Gardler's son Chris played at St. Joe's and his daughter Meghan played for Auriemma at UConn. Anybody who thought Auriemma gave a scholarship to the daughter to repay the father quickly was set straight, Auriemma said. Gardler ended up being first off the UConn bench on a national-title team.

"Meg had a lot of her dad in her,'' Auriemma said. "She walked around like she owned the place. She wasn't afraid of anybody."

If somebody walked out of a scrum holding her nose or her eye, practice or a game, "you know it was Meghan that did it,'' Auriemma said. "There was no doubt."

Auriemma talked of the attitude Kenrick players had, just like the Roman Catholic guys talk of playing for Speedy Morris and other Catholic Leaguers talk of their own schools: "I swear to God, every time we played, I know this is a Philadelphia thing — we're just smarter than you. We thought we invented the game of basketball."

Auriemma stayed in touch with his old coach, sporadically at times, as those things go. He came to realize, if he didn't initiate it, Gardler wasn't going to call and bother him.

When Auriemma returned with UConn to Philadelphia for a game, probably at Villanova, he heard a fan yell something like, "Look at you, you're just like Gardler."

It made Auriemma cringe in the way you realize you're suddenly sounding just like your father.

"It was awful,'' Auriemma said.

Except he then came to realize it wasn't. Everybody needs coaching models.

"What you teach,'' Auriemma said. "What you demand."

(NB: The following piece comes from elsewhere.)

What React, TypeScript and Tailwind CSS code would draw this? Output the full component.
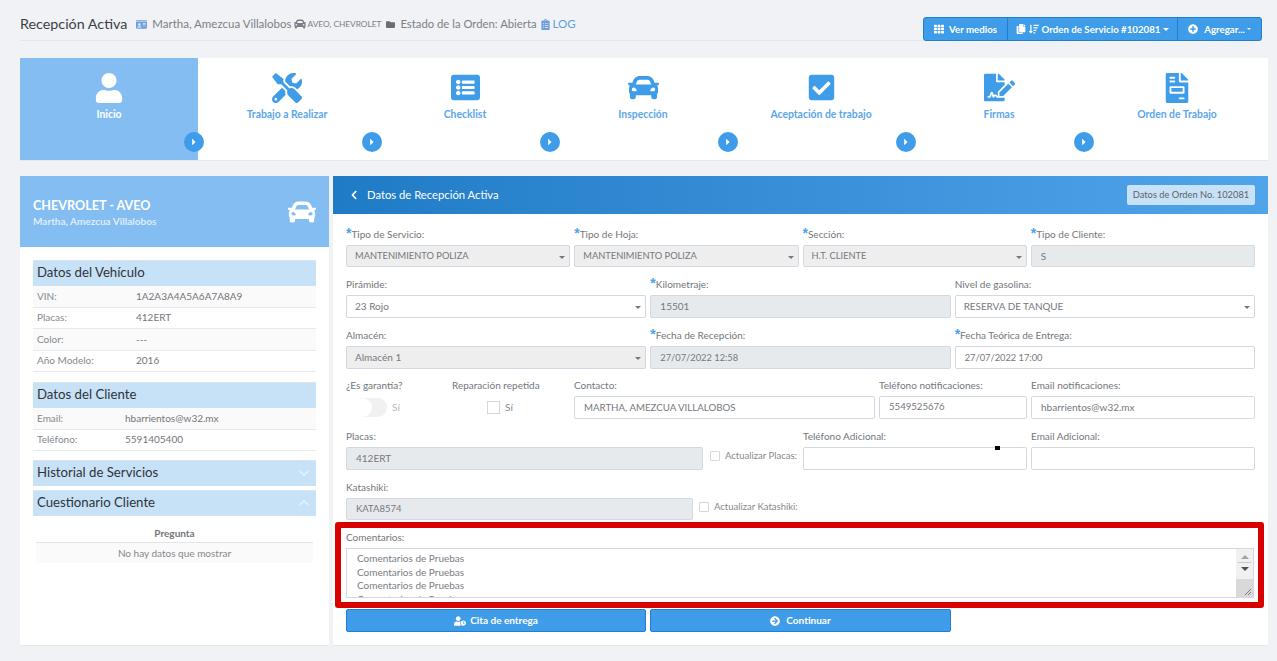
import React from "react";
import {
  FaUser, FaTools, FaListAlt, FaCar, FaCheckSquare, FaFileSignature, FaFileInvoice, FaIdCard, FaFolder,
  FaClipboardList, FaTh, FaCopy, FaSortAmountDown, FaPlusCircle, FaChevronLeft, FaUserClock, FaArrowCircleRight, FaCaretRight,
} from "react-icons/fa";
import { FiChevronDown, FiChevronUp } from "react-icons/fi";

const steps = [
  { label: "Inicio", Icon: FaUser, size: 30 },
  { label: "Trabajo a Realizar", Icon: FaTools, size: 30 },
  { label: "Checklist", Icon: FaListAlt, size: 29 },
  { label: "Inspección", Icon: FaCar, size: 31 },
  { label: "Aceptación de trabajo", Icon: FaCheckSquare, size: 29 },
  { label: "Firmas", Icon: FaFileSignature, size: 31 },
  { label: "Orden de Trabajo", Icon: FaFileInvoice, size: 30 },
];

function Label({ req, text }: { req?: boolean; text: string }) {
  return (
    <div className="h-[17px] text-[10px] leading-[13px] text-[#73767b] whitespace-nowrap">
      {req && <span className="font-['Liberation_Sans'] text-[#4aa3ec] text-[14px] font-bold leading-[10px]">*</span>}
      {text}
    </div>
  );
}

function Field({ req, label, value = "", disabled, select, h = "h-[23px]", vc = "text-[10px]", className = "" }: { req?: boolean; label: string; value?: string; disabled?: boolean; select?: boolean; h?: string; vc?: string; className?: string }) {
  const bg = select && disabled ? "bg-[#eeeeee]" : disabled ? "bg-[#e7eaed]" : "bg-white";
  return (
    <div className={className}>
      <Label req={req} text={label} />
      <div className={`relative border border-[#d3d9e3] rounded-[2px] flex items-center text-[#75787d] whitespace-nowrap ${select ? "pl-[8px]" : "pl-[9px]"} ${h} ${vc} ${bg}`}>
        {value}
        {select && <span className="absolute right-[4px] top-[10px] w-0 h-0 border-x-[3px] border-x-transparent border-t-[3px] border-t-[#777]" />}
      </div>
    </div>
  );
}

function SectionHead({ text, chevron }: { text: string; chevron?: "up" | "down" }) {
  return (
    <div className="h-[26px] bg-[#c7e1f7] border-t border-[#d9e6f1] flex items-center justify-between pl-[4px] pr-[4px] pb-[2px] text-[13.2px] text-[#2f3338]">
      <span>{text}</span>
      {chevron === "down" && <FiChevronDown className="text-[#e8f2fb] text-[16px]" />}
      {chevron === "up" && <FiChevronUp className="text-[#e8f2fb] text-[16px]" />}
    </div>
  );
}

function InfoRow({ k, v, shade, col }: { k: string; v: string; shade?: boolean; col: string }) {
  return (
    <div className={`h-[21.5px] flex items-center pl-[4px] border-b border-[#e8e9ef] text-[10px] text-[#85888c] ${shade ? "bg-[#fafafa]" : "bg-white"}`}>
      <span className={col}>{k}</span>
      <span className="text-[#73767b]">{v}</span>
    </div>
  );
}

function Check({ label, className = "" }: { label: string; className?: string }) {
  return (
    <div className={`flex items-center gap-[5px] text-[9.5px] text-[#85888c] whitespace-nowrap ${className}`}>
      <span className="w-[10px] h-[10px] border border-[#d6d6d6] bg-white rounded-[1px]" />
      {label}
    </div>
  );
}

export default function App() {
  return (
    <div className="w-[1277px] h-[661px] overflow-hidden bg-[#f0f2f6] font-['Lato','Liberation_Sans',sans-serif]">
      <div className="ml-[20px] w-[1242px] h-[41px] border-b border-[#e4e6ea] relative flex items-center pt-[8px] whitespace-nowrap">
        <span className="text-[14.3px] text-[#3b3f44]">Recepción Activa</span>
        <span className="ml-[9px] flex items-center text-[11.5px] text-[#7c7f85]">
          <FaIdCard className="text-[#6c9fdc] text-[11px]" />
          <span className="ml-[5px]">Martha, Amezcua Villalobos</span>
          <FaCar className="ml-[2px] text-[#7c7f85] text-[12px]" />
          <span className="ml-[2px] text-[8.3px]">AVEO, CHEVROLET</span>
          <FaFolder className="ml-[5px] text-[#6a6d72] text-[9px]" />
          <span className="ml-[5px] text-[11.3px]">Estado de la Orden: Abierta</span>
          <FaClipboardList className="ml-[3px] text-[#6c9fdc] text-[11px]" />
          <span className="ml-[2px] text-[#5b9fe2]">LOG</span>
        </span>
        <div className="absolute right-0 top-[17px] w-[339px] flex h-[24px] rounded-[3px] border border-[#1f7fd6] bg-[#3e9ce8] text-white text-[9.7px] font-bold">
          <div className="w-[84px] flex items-center justify-center gap-[5px] border-r border-[#1f7fd6]">
            <FaTh className="text-[10px]" />
            <span>Ver medios</span>
          </div>
          <div className="w-[170px] flex items-center justify-center gap-[3px] border-r border-[#1f7fd6]">
            <FaCopy className="text-[10px]" />
            <FaSortAmountDown className="text-[10px]" />
            <span>Orden de Servicio #102081</span>
            <span className="w-0 h-0 border-x-[3px] border-x-transparent border-t-[3px] border-t-white" />
          </div>
          <div className="flex-1 flex items-center justify-center gap-[6px]">
            <FaPlusCircle className="text-[10px]" />
            <span>Agregar...</span>
            <span className="ml-[-4px] w-0 h-0 border-x-[2px] border-x-transparent border-t-[2px] border-t-white" />
          </div>
        </div>
      </div>

      <div className="ml-[20px] mt-[17px] w-[1248px] h-[103px] bg-white border-b border-[#e6e8ed] grid grid-cols-[repeat(7,178px)]">
        {steps.map(({ label, Icon, size }, i) => (
          <div key={label} className={`relative flex flex-col items-center ${i === 0 ? "bg-[#83bdf2] text-white" : "text-[#3e9ce8]"}`}>
            <div className="h-[31px] mt-[14px] flex items-center justify-center">
              <Icon style={{ fontSize: size }} />
            </div>
            <div className={`mt-[4px] text-[10.4px] font-bold leading-[14px] ${i === 0 ? "text-white" : "text-[#5ba6ea]"}`}>{label}</div>
            {i < 6 && (
              <div className="absolute right-[-6px] top-[74px] w-[20px] h-[20px] rounded-full bg-[#3e9ce8] flex items-center justify-center text-white z-10">
                <FaCaretRight className="text-[10px]" />
              </div>
            )}
          </div>
        ))}
      </div>

      <div className="ml-[20px] mt-[15px] flex gap-[4px] h-[470px]">
        <div className="w-[309px] bg-white border-b border-[#e6e8ed]">
          <div className="h-[71px] bg-[#83bdf2] flex items-center justify-between px-[13px] text-white">
            <div className="pt-[3px]">
              <div className="text-[12.6px] font-bold leading-[16px]">CHEVROLET - AVEO</div>
              <div className="text-[10px] font-bold leading-[14px] text-[#dcecfb]">Martha, Amezcua Villalobos</div>
            </div>
            <FaCar className="text-[28px]" />
          </div>
          <div className="px-[13px] pt-[13px]">
            <SectionHead text="Datos del Vehículo" />
            <InfoRow shade k="VIN:" v="1A2A3A4A5A6A7A8A9" col="w-[99px]" />
            <InfoRow k="Placas:" v="412ERT" col="w-[99px]" />
            <InfoRow shade k="Color:" v="---" col="w-[99px]" />
            <InfoRow k="Año Modelo:" v="2016" col="w-[99px]" />
            <div className="h-[10px]" />
            <SectionHead text="Datos del Cliente" />
            <InfoRow shade k="Email:" v="hbarrientos@w32.mx" col="w-[88px]" />
            <InfoRow k="Teléfono:" v="5591405400" col="w-[88px]" />
            <div className="h-[9px]" />
            <SectionHead text="Historial de Servicios" chevron="down" />
            <div className="h-[4px]" />
            <SectionHead text="Cuestionario Cliente" chevron="up" />
            <div className="mx-[3px] mt-[9px] text-[10px] text-[#85888c] text-center">
              <div className="h-[18px] font-bold text-[#73767b] border-b border-[#e3e5ea] leading-[16px]">Pregunta</div>
              <div className="h-[20px] bg-[#fafafa] leading-[20px]">No hay datos que mostrar</div>
            </div>
          </div>
        </div>

        <div className="w-[935px] bg-white border-b border-[#e6e8ed]">
          <div className="h-[38px] bg-gradient-to-r from-[#1f7bc6] to-[#50a4ea] flex items-center justify-between pl-[16px] pr-[13px] text-white">
            <div className="flex items-center gap-[8px] text-[11.25px]">
              <FaChevronLeft className="text-[10px]" />
              <span>Datos de Recepción Activa</span>
            </div>
            <div className="w-[128px] h-[20px] bg-[#c7e1f7] rounded-[2px] text-[9.3px] text-[#5d6167] flex items-center justify-center">Datos de Orden No. 102081</div>
          </div>

          <div className="px-[13px] pt-[14px]">
            <div className="grid grid-cols-4 gap-x-[4px]">
              <Field req label="Tipo de Servicio:" value="MANTENIMIENTO POLIZA" disabled select h="h-[22px]" vc="text-[9.3px]" />
              <Field req label="Tipo de Hoja:" value="MANTENIMIENTO POLIZA" disabled select h="h-[22px]" vc="text-[9.3px]" />
              <Field req label="Sección:" value="H.T. CLIENTE" disabled select h="h-[22px]" vc="text-[9.3px]" />
              <Field req label="Tipo de Cliente:" value="S" disabled h="h-[22px]" />
            </div>
            <div className="grid grid-cols-3 gap-x-[4px] mt-[11px]">
              <Field label="Pirámide:" value="23 Rojo" select />
              <Field req label="Kilometraje:" value="15501" disabled />
              <Field label="Nivel de gasolina:" value="RESERVA DE TANQUE" select vc="text-[9.9px]" />
            </div>
            <div className="grid grid-cols-3 gap-x-[4px] mt-[11px]">
              <Field label="Almacén:" value="Almacén 1" disabled select />
              <Field req label="Fecha de Recepción:" value="27/07/2022 12:58" disabled vc="text-[9.3px]" />
              <Field req label="Fecha Teórica de Entrega:" value="27/07/2022 17:00" vc="text-[9.3px]" />
            </div>
            <div className="flex gap-x-[4px] mt-[10px]">
              <div className="w-[102px]">
                <Label text="¿Es garantía?" />
                <div className="h-[23px] flex items-center pl-[7px] gap-[5px] text-[10px] text-[#b5b7ba]">
                  <span className="w-[34px] h-[19px] rounded-full bg-[#f1f1f1] relative">
                    <span className="absolute left-0 top-0 w-[19px] h-[19px] rounded-full bg-white" />
                  </span>
                  Sí
                </div>
              </div>
              <div className="w-[118px]">
                <Label text="Reparación repetida" />
                <div className="h-[23px] flex items-center pl-[35px] gap-[5px] text-[10px] text-[#85888c]">
                  <span className="w-[13px] h-[13px] border border-[#d6d6d6] bg-white" />
                  Sí
                </div>
              </div>
              <Field className="w-[301px]" label="Contacto:" value="MARTHA, AMEZCUA VILLALOBOS" vc="text-[9.7px]" />
              <Field className="w-[148px]" label="Teléfono notificaciones:" value="5549525676" vc="text-[9.6px]" />
              <Field className="flex-1" label="Email notificaciones:" value="hbarrientos@w32.mx" />
            </div>
            <div className="flex gap-x-[4px] mt-[11px]">
              <Field className="w-[357px]" label="Placas:" value="412ERT" disabled />
              <Check className="w-[89px] ml-[3px] pt-[12px]" label="Actualizar Placas:" />
              <div className="relative w-[224px]">
                <Field label="Teléfono Adicional:" />
                <span className="absolute left-[192px] top-[16px] w-[5px] h-[4px] bg-black" />
              </div>
              <Field className="flex-1" label="Email Adicional:" />
            </div>
            <div className="flex gap-x-[4px] mt-[11px]">
              <Field className="w-[347px]" label="Katashiki:" value="KATA8574" disabled h="h-[22px]" vc="text-[9.5px]" />
              <Check className="ml-[2px] pt-[13px]" label="Actualizar Katashiki:" />
            </div>
          </div>

          <div className="ml-[2px] mt-[2px] w-[929px] h-[86px] border-[6px] border-[#d90000] rounded-[3px] pl-[5px] pr-[4px] pt-[3px]">
            <Label text="Comentarios:" />
            <div className="relative h-[50px] border border-[#d3d9e3] overflow-hidden pl-[10px] pt-[3px] text-[10px] leading-[13.5px] text-[#7a7d82]">
              <div>Comentarios de Pruebas</div>
              <div>Comentarios de Pruebas</div>
              <div>Comentarios de Pruebas</div>
              <div>Comentarios de Pruebas</div>
              <div className="absolute right-0 top-0 bottom-0 w-[17px] bg-[#f0f0f0] flex flex-col items-center">
                <span className="mt-[6px] w-0 h-0 border-x-[4px] border-x-transparent border-b-[4px] border-b-[#a3a3a3]" />
                <span className="mt-[3px] w-[13px] h-px bg-[#c8c8c8]" />
                <span className="mt-[4px] w-0 h-0 border-x-[4px] border-x-transparent border-t-[4px] border-t-[#505050]" />
                <span className="absolute bottom-0 left-0 right-0 h-[18px] bg-[#d9d9d9]">
                  <svg viewBox="0 0 17 18" className="w-full h-full">
                    <path d="M9 16 L15 10 M12 16 L15 13" stroke="#666" strokeWidth="0.8" fill="none" />
                  </svg>
                </span>
              </div>
            </div>
          </div>

          <div className="ml-[13px] mt-[1px] flex gap-x-[4px] text-[10px] font-bold text-white">
            <div className="w-[300px] h-[23px] bg-[#3e9ce8] border border-[#1f7fd6] rounded-[2px] flex items-center justify-center gap-[4px]">
              <FaUserClock className="text-[12px]" />
              <span>Cita de entrega</span>
            </div>
            <div className="w-[301px] h-[23px] bg-[#3e9ce8] border border-[#1f7fd6] rounded-[2px] flex items-center justify-center gap-[6px]">
              <FaArrowCircleRight className="text-[10px]" />
              <span>Continuar</span>
            </div>
          </div>
        </div>
      </div>
    </div>
  );
}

And if anybody still wants to say he's just like Buddy Gardler, that's more than fine, 11 NCAA titles later. If Gardler had cut Auriemma, the UConn dynasty probably never happens.

"He had this ability, this unique ability, to kind of get inside of you,'' Auriemma said. "He got right to the heart of things."

And if that bothered you, that maybe this coach could see right through you, that was your problem.

"From the time Bud was 22 years old and he graduated from college to the day he died, you can honestly say that son of a gun was Bud Gardler,'' Auriemma said. "He didn't deviate. He didn't compromise for anybody."